I recorded upwards of 30 ‘incidents’ a day, sometimes as many as 50, because the pounding was incessant, loud even as it echoed in my ears and mind.  This was not like any palpitation I’d read about or heard about (because you know, everyone had to tell me their heart stories, right?).  After a month of recording heart-breaking, I waited to go back to UVA.  I went.  They looked at all the EKGs submitted.  They looked at me.  They looked back at the monitor and readings.  Looked back and me and said, “Well, there’s nothing wrong with your heart.  We don’t see anything unusual here.”

WTF?  Excuse me?  How could there be nothing wrong with my heart?  I say, “Well, if it’s not my heart, what is it?” Them say, “We don’t know.  We need to start at the beginning.  We’re going to send you to another department for a full workup.”  Riiiiight.  I’ll skip the bit about what happened next and leave it at the fact I was not thrilled with the service, skill or insight that I believed a teaching hospital should have.

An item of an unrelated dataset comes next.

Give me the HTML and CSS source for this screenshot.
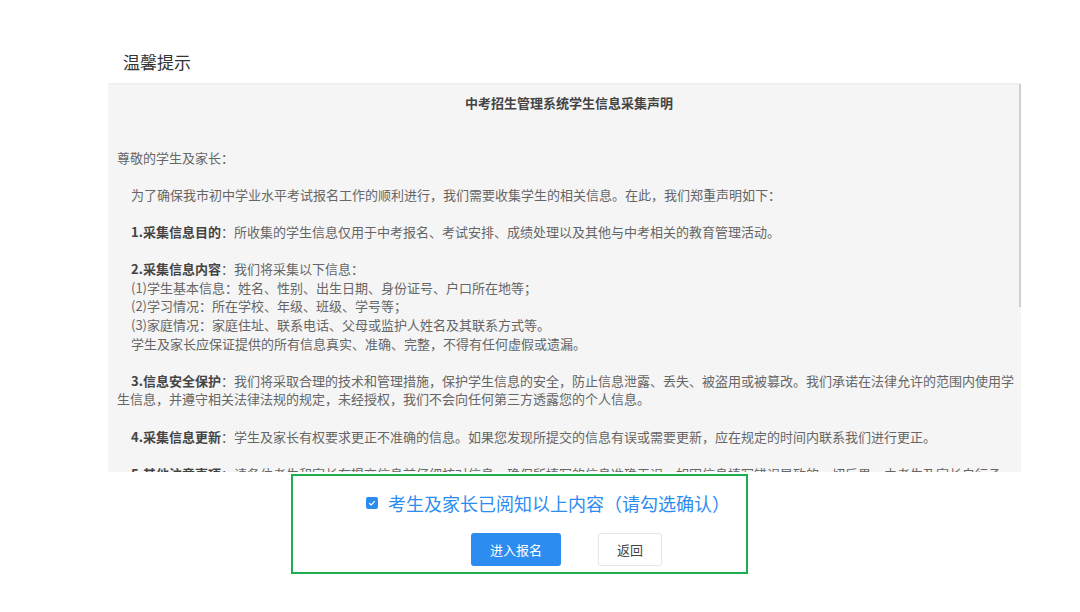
FILE: index.html
```html
<!DOCTYPE html>
<html lang="zh-CN">
<head>
<meta charset="utf-8">
<title>温馨提示</title>
<link rel="stylesheet" href="styles.css">
</head>
<body>
<div class="page">
  <div class="title">温馨提示</div>
  <div class="panel">
    <div class="doc">
      <div class="doc-title">中考招生管理系统学生信息采集声明</div>
      <p class="greet">尊敬的学生及家长：</p>
      <p class="ind">为了确保我市初中学业水平考试报名工作的顺利进行，我们需要收集学生的相关信息。在此，我们郑重声明如下：</p>
      <p class="ind"><b>1.采集信息目的</b>：所收集的学生信息仅用于中考报名、考试安排、成绩处理以及其他与中考相关的教育管理活动。</p>
      <p class="block"><b>2.采集信息内容</b>：我们将采集以下信息：<br>(1)学生基本信息：姓名、性别、出生日期、身份证号、户口所在地等；<br>(2)学习情况：所在学校、年级、班级、学号等；<br>(3)家庭情况：家庭住址、联系电话、父母或监护人姓名及其联系方式等。<br>学生及家长应保证提供的所有信息真实、准确、完整，不得有任何虚假或遗漏。</p>
      <p class="ind"><b>3.信息安全保护</b>：我们将采取合理的技术和管理措施，保护学生信息的安全，防止信息泄露、丢失、被盗用或被篡改。我们承诺在法律允许的范围内使用学生信息，并遵守相关法律法规的规定，未经授权，我们不会向任何第三方透露您的个人信息。</p>
      <p class="ind"><b>4.采集信息更新</b>：学生及家长有权要求更正不准确的信息。如果您发现所提交的信息有误或需要更新，应在规定的时间内联系我们进行更正。</p>
      <p class="ind"><b>5.其他注意事项</b>：请各位考生和家长在提交信息前仔细核对信息，确保所填写的信息准确无误。如因信息填写错误导致的一切后果，由考生及家长自行承担，特此声明。</p>
    </div>
    <div class="thumb"></div>
  </div>
  <div class="confirm">
    <label class="check-row">
      <span class="checkbox"><svg viewBox="0 0 12 12" width="12" height="12"><path d="M3.2 6.2 L5.2 8 L8.8 4.2" fill="none" stroke="#fff" stroke-width="1.2"/></svg></span>
      <span class="check-text">考生及家长已阅知以上内容（请勾选确认）</span>
    </label>
    <div class="btns">
      <button class="btn primary">进入报名</button>
      <button class="btn plain">返回</button>
    </div>
  </div>
</div>
</body>
</html>
```
FILE: styles.css
```css
html, body {
  margin: 0;
  padding: 0;
  background: #fff;
  font-family: "Noto Sans CJK SC", "Liberation Sans", sans-serif;
}
.page {
  width: 1080px;
  height: 612px;
  overflow: hidden;
  padding-top: 50px;
  box-sizing: border-box;
}
.title {
  margin-left: 123px;
  font-size: 17px;
  line-height: 24px;
  color: #333;
}
.panel {
  position: relative;
  margin-top: 9px;
  margin-left: 108px;
  width: 913px;
  height: 389px;
  background: #f5f5f5;
  overflow: hidden;
  box-shadow: inset 0 2px 2px -1px #ececec;
}
.doc {
  padding: 11px 0 0 9px;
  font-size: 13px;
  line-height: 18.6px;
  color: #666;
}
.doc-title {
  text-align: center;
  font-weight: bold;
  color: #444;
  margin-bottom: 36px;
}
.doc p {
  margin: 0 0 18.6px 0;
}
.doc b {
  color: #444;
}
.ind {
  text-indent: 14px;
}
.doc .block {
  padding-left: 14px;
}
.thumb {
  position: absolute;
  right: 0;
  top: 1px;
  width: 2px;
  height: 223px;
  background: #cfcfcf;
}
.confirm {
  margin-top: 2px;
  margin-left: 291px;
  width: 457px;
  height: 100px;
  box-sizing: border-box;
  border: 2px solid #1eae50;
  padding: 14px 0 0 73px;
  background: #fff;
}
.check-row {
  display: flex;
  align-items: center;
  height: 26px;
}
.checkbox {
  width: 12px;
  height: 12px;
  border-radius: 2px;
  background: #2d8cf0;
  display: flex;
  align-items: center;
  justify-content: center;
}
.check-text {
  margin-left: 10px;
  font-size: 18px;
  color: #2d8cf0;
  line-height: 26px;
}
.btns {
  display: flex;
  gap: 37px;
  margin-top: 17px;
  margin-left: 105px;
}
.btn {
  height: 33px;
  border-radius: 3px;
  font-family: "Noto Sans CJK SC", "Liberation Sans", sans-serif;
  font-size: 13px;
  padding: 0;
  cursor: pointer;
}
.primary {
  width: 90px;
  background: #2d8cf0;
  border: none;
  color: #fff;
}
.plain {
  width: 64px;
  background: #fff;
  border: 1px solid #e6e6e6;
  color: #444;
}
```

Once the immediate fear passed, I put on my thinking cap and decided that the issue really was one of a real-life, unromantical (my word, thank you) broken heart.  During the week before the ER visit, I had begun writing about my abusive childhood, diving into reaches of my mind & body to share my experience with others.  I thought it entirely possible that my body was telling me it wasn’t ready to find and deal with old wounds.   At the same time I was beginning the remembrance endeavor, I learned that my partner of a couple of years had been making plans of a future with me while lying to his adult children about my role in his life.  The truth that came out ripped me in two.  A body remembering significant physical and emotional pain and a metaphorically stomped love?  Broken heart, indeed.  The pieces seemed to fit.  Sort of.  The intense, persistent nature of the drum-heart beat abated.  The frequency diminished back to the ‘normal’ for me over the course of a few months.

I’d long felt and shared with others that I’d, with regularity, feel the heartbeat of another within my own–that was my normal.  To me, it was a comforting sort of thing–to profoundly know my interconnectedness with key people in my life.  I knew when said partner was thinking about me; I knew when someone was communicating with me in a standard telephonic or electronic fashion before I received the actual words; I knew my experience of the world wasn’t just freaky but had a deep, deep meaning.

This, however, was not that.

Oddly enough I was connected to a two other people who had the exact same issue.  One had previously been directly connected to me.  Another only tangentially via a common acquaintance.  We knew there was some sort of thread but couldn’t identify it.

Last week, while I was helping a friend move across the country, ‘it’ was identified. Clearly, profoundly & with a sense of urgency that has morphed my world once again.

I have been called.  I have been called for 16 months and didn’t know it until 4 days ago.  I (and another who will remain unnamed here until-or if- he chooses to go public) have been called by those lost long ago in, at the time, an unprecedented act of violent slaughter of humans, the earth that holds their presence, and by the person who now is their vessel.

The interconnected nature of what has transpired in the past few days with my own past, including my first vision in May 2008, is beyond merely ‘striking’.  The ties to living people, the energies of those (particularly Sai Baba) who reside within this Ingrid-package, my previous ‘knowings’, and a Cree elder who has been at my side for the past 5 days,  are leading me to spend what looks like most of February in the frigid West.

In Traveling Light, I mentioned that this year’s healer-on-the-highway travels were not entirely altruistic, that my heart is looking for a home.

The drums are calling me home.  They are calling me home: to a physical space, to a special relationship with the spirit of First Peoples lost and alive, and to put my heart against the earth.